4.3 Main drivers of fungal community under forest conversion
According to the RDA analysis, shifts of fungal composition were
associated with changes in key soil quality properties, such as SOC
(Fig. 7, Table S5). Fungal diversity was directly regulated by the soil
pH, TP and TN, but indirectly affected by SOC according to the SEM (Fig.
8). Soil pH directly shapes the fungal community by affecting nutrients
uptake over the cell plasma membrane, secretase activity or mycorrhizal
colonization (Deacon, 2006), or affecting multiple soil chemical
parameters such as ion concentrations, base cations and available P. For
example, an increase in pH reduces bioavailable P pool via decreased
production of extracellular enzymes used by soil microorganisms to
access organic phosphate, and then affects mycorrhizal colonization,
biomass and fungal community structure (Carrino-Kyker et al., 2016).

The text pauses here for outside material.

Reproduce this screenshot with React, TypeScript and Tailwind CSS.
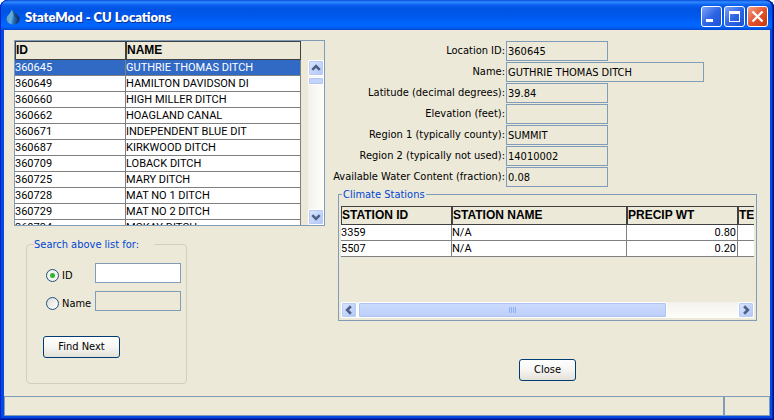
import React from "react";

const locations = [
  ["360645", "GUTHRIE THOMAS DITCH"],
  ["360649", "HAMILTON DAVIDSON DI"],
  ["360660", "HIGH MILLER DITCH"],
  ["360662", "HOAGLAND CANAL"],
  ["360671", "INDEPENDENT BLUE DIT"],
  ["360687", "KIRKWOOD DITCH"],
  ["360709", "LOBACK DITCH"],
  ["360725", "MARY DITCH"],
  ["360728", "MAT NO 1 DITCH"],
  ["360729", "MAT NO 2 DITCH"],
  ["360734", "MCKAY DITCH"],
];

const fields = [
  { id: "location-id", label: "Location ID:", value: "360645", width: "w-[102px]" },
  { id: "name", label: "Name:", value: "GUTHRIE THOMAS DITCH", width: "w-[198px]" },
  { id: "latitude", label: "Latitude (decimal degrees):", value: "39.84", width: "w-[102px]" },
  { id: "elevation", label: "Elevation (feet):", value: "", width: "w-[102px]" },
  { id: "region1", label: "Region 1 (typically county):", value: "SUMMIT", width: "w-[102px]" },
  { id: "region2", label: "Region 2 (typically not used):", value: "14010002", width: "w-[102px]" },
  { id: "awc", label: "Available Water Content (fraction):", value: "0.08", width: "w-[102px]" },
];

const stations = [
  ["3359", "N/A", "0.80"],
  ["5507", "N/A", "0.20"],
];

const arrowPaths = {
  up: "M3.500 9.500 7.500 5.500 11.500 9.500",
  down: "M3.500 5.500 7.500 9.500 11.500 5.500",
  left: "M9.500 3.500 5.500 7.500 9.500 11.500",
  right: "M5.500 3.500 9.500 7.500 5.500 11.500",
};

function ScrollButton({ direction }: { direction: keyof typeof arrowPaths }) {
  return (
    <button
      type="button"
      aria-label={"Scroll " + direction}
      className="size-4 shrink-0 rounded-xs border border-white bg-linear-to-br from-[#dbe5fe] to-[#b0c6f8] shadow-[inset_0_0_0_1px_#b9cbf3]"
    >
      <svg viewBox="0 0 15 15" className="size-[14px]" fill="none" stroke="#4d6185" strokeWidth="2.8">
        <path d={arrowPaths[direction]} />
      </svg>
    </button>
  );
}

function CaptionButton({ label, close, children }: { label: string; close?: boolean; children: React.ReactNode }) {
  return (
    <button
      type="button"
      aria-label={label}
      className={
        "size-[21px] rounded-[3px] border border-white " +
        (close
          ? "bg-linear-to-br from-[#f0a088] via-[#e2532c] to-[#c8360c]"
          : "bg-linear-to-br from-[#7fa2f5] via-[#2f66e6] to-[#1a50d8]")
      }
    >
      <svg viewBox="0 0 19 19" className="size-[19px]" shapeRendering={close ? "auto" : "crispEdges"}>
        {children}
      </svg>
    </button>
  );
}

function PushButton({ className, children }: { className: string; children: React.ReactNode }) {
  return (
    <button
      type="button"
      className={
        "h-[22px] rounded-[3px] border border-[#003c74] bg-linear-to-b from-white via-[#f6f5f1] to-[#e4e1d8] pb-px shadow-[0_0_1px_#ffffff] " +
        className
      }
    >
      {children}
    </button>
  );
}

function HeaderCell({ className, children }: { className?: string; children: React.ReactNode }) {
  return (
    <th
      className={
        "h-[19px] overflow-hidden border border-[#404040] p-0 text-left text-[12px] leading-[17px] font-bold whitespace-nowrap " +
        (className ?? "")
      }
    >
      {children}
    </th>
  );
}

const cell = "h-4 overflow-hidden border-b border-[#808080] p-0 font-['Roboto',sans-serif] text-[11px] leading-[15px] whitespace-nowrap ";
const field = "h-5 border border-[#7f9db9] px-px text-[11px] outline-none ";
const radio =
  "mb-px size-[13px] appearance-none rounded-full border border-[#21507f] bg-linear-to-br from-[#dcdcd7] to-white checked:bg-[radial-gradient(circle,#2fb52f_0_2px,#f2f2ef_3px)]";

export default function App() {
  return (
    <div className="bg-white">
      <div className="flex min-h-screen flex-col rounded-t-lg bg-[#0549e3] font-['DejaVu_Sans_Condensed','DejaVu_Sans',sans-serif] text-[11px] leading-[15px] text-black shadow-[inset_1px_0_#0022cc,inset_-1px_-1px_#00138c,inset_-2px_-2px_#0028b8]">
        <header className="flex h-[30px] shrink-0 items-center gap-[5px] rounded-t-lg bg-[linear-gradient(to_bottom,#0a48d8_0,#2f8cff_2px,#0a5fee_5px,#0054e3_9px,#0058ec_16px,#0066ff_24px,#0064fb_27px,#0046d0_30px)] pt-[3px] pr-[6px] pl-[6px] shadow-[inset_-1px_0_#00138c,inset_-2px_0_#0028b8,inset_1px_0_#0022cc]">
          <svg viewBox="0 0 14 16" className="h-4 w-[14px]">
            <defs>
              <linearGradient id="drop" x1="0" y1="0.3" x2="1" y2="0.5">
                <stop offset="0" stopColor="#6f93b8" />
                <stop offset="0.4" stopColor="#5fb4e4" />
                <stop offset="0.6" stopColor="#2874b8" />
                <stop offset="1" stopColor="#0a2c66" />
              </linearGradient>
            </defs>
            <path d="M5.500 0.500C7 3 13.500 5.500 13.500 10C13.500 13.500 11 15.500 7.500 15.500C3.500 15.500 0.500 13 0.500 9.500C0.500 6.500 5.500 4 5.500 0.500Z" fill="url(#drop)" />
            <path d="M5.500 0.500C7 3 13.500 5.500 13.500 10L9 8Z" fill="#15305e" opacity="0.6" />
          </svg>
          <h1 className="flex-1 font-['Lato','Noto_Sans',sans-serif] text-[13px] leading-4 font-extrabold text-white [text-shadow:1px_1px_#0a2f90]">
            StateMod - CU Locations
          </h1>
          <div className="flex gap-[2px]">
            <CaptionButton label="Minimize">
              <path d="M4 12h7v3H4z" fill="#fff" />
            </CaptionButton>
            <CaptionButton label="Maximize">
              <path d="M4 4h11v11H4zM5 7v7h9V7z" fill="#fff" fillRule="evenodd" />
            </CaptionButton>
            <CaptionButton label="Close window" close>
              <path d="M4.500 4.500l10 10M14.500 4.500l-10 10" stroke="#fff" strokeWidth="2.4" />
            </CaptionButton>
          </div>
        </header>

        <div className="mx-1 mb-1 flex flex-1 flex-col bg-[#ece9d8]">
          <main className="flex flex-1 gap-[9px] pt-[10px] pr-[13px] pb-3 pl-[10px]">
            <section className="w-[311px] shrink-0">
              <div className="flex h-[186px] justify-between overflow-hidden border border-[#7f9db9]">
                <div className="overflow-hidden">
                  <table className="w-[286px] table-fixed border-separate border-spacing-0 font-['Liberation_Sans',Arial,sans-serif]">
                    <thead>
                      <tr>
                        <HeaderCell className="w-[111px]">ID</HeaderCell>
                        <HeaderCell>NAME</HeaderCell>
                      </tr>
                    </thead>
                    <tbody>
                      {locations.map(([id, name], i) => (
                        <tr key={id} className={i === 0 ? "bg-[#316ac5] text-white" : "bg-white"}>
                          <td className={cell + "border-r"}>{id}</td>
                          <td className={cell + "border-r"}>{name}</td>
                        </tr>
                      ))}
                    </tbody>
                  </table>
                </div>
                <div className="mt-[19px] flex w-4 flex-col bg-linear-to-r from-[#f3f1ec] to-[#fefefb]">
                  <ScrollButton direction="up" />
                  <div className="mt-px h-2 rounded-xs border border-white bg-[#c4d4fc] shadow-[inset_0_0_0_1px_#b0c4f4]" />
                  <div className="flex-1" />
                  <ScrollButton direction="down" />
                </div>
              </div>

              <fieldset className="mt-[11px] ml-3 h-[147px] w-[161px] rounded border border-[#d0d0bf] pr-[5px] pl-4">
                <legend className="-ml-[9px] h-[15px] w-[120px] text-[#0046d5]">Search above list for:</legend>
                <div className="mt-[11px] flex items-end pl-[3px]">
                  <input type="radio" id="by-id" name="search-by" defaultChecked className={radio} />
                  <label htmlFor="by-id" className="w-9 pl-[3px]">ID</label>
                  <input type="text" aria-label="ID to find" className={field + "ml-auto w-[86px] bg-white"} />
                </div>
                <div className="mt-2 flex items-end pl-[3px]">
                  <input type="radio" id="by-name" name="search-by" className={radio} />
                  <label htmlFor="by-name" className="w-9 pl-[3px]">Name</label>
                  <input type="text" aria-label="Name to find" disabled className={field + "ml-auto w-[86px]"} />
                </div>
                <PushButton className="mt-[25px] w-[77px]">Find Next</PushButton>
              </fieldset>
            </section>

            <section className="min-w-0 flex-1 pt-px">
              <div className="flex flex-col gap-px">
                {fields.map((f) => (
                  <div key={f.id} className="flex items-center">
                    <label htmlFor={f.id} className="flex w-[172px] justify-end pr-px pb-px whitespace-nowrap">
                      {f.label}
                    </label>
                    <input id={f.id} type="text" readOnly defaultValue={f.value} className={field + f.width} />
                  </div>
                ))}
              </div>

              <fieldset className="ml-1 min-w-0 border border-[#7f9db9] px-[2px] pb-[2px]">
                <legend className="ml-px h-[15px] px-px text-[#0046d5]">Climate Stations</legend>
                <div className="mt-1 h-24 overflow-hidden">
                  <table className="w-[508px] table-fixed border-separate border-spacing-0 font-['Liberation_Sans',Arial,sans-serif]">
                    <thead>
                      <tr>
                        <HeaderCell className="w-[111px]">STATION ID</HeaderCell>
                        <HeaderCell className="w-[175px]">STATION NAME</HeaderCell>
                        <HeaderCell className="w-[111px]">PRECIP WT</HeaderCell>
                        <HeaderCell className="w-[111px]">TEMP WT</HeaderCell>
                      </tr>
                    </thead>
                    <tbody>
                      {stations.map(([id, name, weight]) => (
                        <tr key={id} className="bg-white">
                          <td className={cell + "border-r"}>{id}</td>
                          <td className={cell + "border-r"}>{name}</td>
                          <td className={cell + "border-r pr-px text-right"}>{weight}</td>
                          <td className={cell} />
                        </tr>
                      ))}
                    </tbody>
                  </table>
                </div>
                <div className="flex h-4 bg-linear-to-b from-[#f3f1ec] to-[#fefefb]">
                  <ScrollButton direction="left" />
                  <div className="flex-1">
                    <div className="ml-px flex h-4 w-[81%] items-center justify-center gap-px rounded-xs border border-white bg-linear-to-b from-[#cbdafe] to-[#bccffa] shadow-[inset_0_0_0_1px_#b0c4f4]">
                      <i className="h-[6px] w-px bg-[#8cb0f8]" />
                      <i className="h-[6px] w-px bg-[#8cb0f8]" />
                      <i className="h-[6px] w-px bg-[#8cb0f8]" />
                      <i className="h-[6px] w-px bg-[#8cb0f8]" />
                    </div>
                  </div>
                  <ScrollButton direction="right" />
                </div>
              </fieldset>

              <div className="mt-[38px] ml-1 flex justify-center">
                <PushButton className="w-[57px]">Close</PushButton>
              </div>
            </section>
          </main>

          <footer className="flex h-5 shrink-0">
            <div className="flex-1 border border-[#7f9db9]" />
            <div className="w-[46px] border border-[#7f9db9]" />
          </footer>
        </div>
      </div>
    </div>
  );
}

Base cation (e.g., Ca2+) also increased AM (mostly
belonging to Glomeromycota) colonization by affecting spore germination,
mycelia production and hyphal regrowth (Coughlan et al., 2000; Hepper,
1984). Moreover, Ca2+ influences the turnover rate of
soil organic matter, and increases colonization and biomass of
Ectomycorrhizal (ECM) fungi,
particular Basidiomycota (Põlme et al., 2013). Alternatively, soil pH
had an indirect effect on the fungal community. Since the more acidic
soil in Forest inhibits the growth of bacteria, fungi are more
competitive in the use of substrates, thus establishing a variety of
niches (Gunina, Smith, Godbold, Jones, & Kuzyakov, 2017).
SOC, TN and TP were important regulators of fungal communities after
forest conversion (Fig. 8). As non-autotrophic microorganisms, fungi
mainly rely on C sources from fallen leaves, wood detritus and root
exudates, which are the three key ways that aboveground plants affect
soil fungal communities. Firstly, litter quality affected degradation
rates and composition of saprotrophic (mainly Ascomycota) and ECM fungi
(mainly Basidiomycota) (Prescott & Grayston, 2013). Secondly, the
reduction of wood detritus led to a decline in the abundance of
Basidiomycota, which mainly decomposed lignin (Cooke & Rayner, 1984).
Thirdly, some C in soil came from root exudates, including primary
metabolites (sugars, amino acids and organic acids) and secondary
metabolites (Jones, Hodge, & Kuzyakov, 2004). The reduction of organic
substrates in root exudates may alter the fungal community composition
(Prescott & Grayston, 2013). Hence, as the plant diversity decreases,
and understory plants and litter are removed after conversion, the
diversity of organic substrates entering the soil is reduced, thereby
reducing the ability to establish highly diverse heterotrophic fungi
(Peay, Baraloto, & Fine, 2013). Moreover, high levels of soil erosion
in the plantations reduced the SOC and TN stock, and accelerated SOC
mineralization and mineral N leaching, resulting in lowered C and N
contents (Guillaume et al., 2015). Dominant taxa fungal growth was
consequentially reduced. For instance, the abundance of Basidiomycota
decreased with the decrease of C and N content under plantations
(Lauber, Strickland, Bradford, & Fierer, 2008). In addition, P is a key
regulator of the biogeographical pattern of fungal communities. Higher P
content increases plant root growth, mycelia development and
mycorrhizas, especially for special functional groups such as AM and ECM
fungi, thereby enhancing fungal diversity (Baldrian, 2017). Therefore,
after the forest was converted into plantations, the synchronization
effect caused changes in the biodiversity of the fungal community.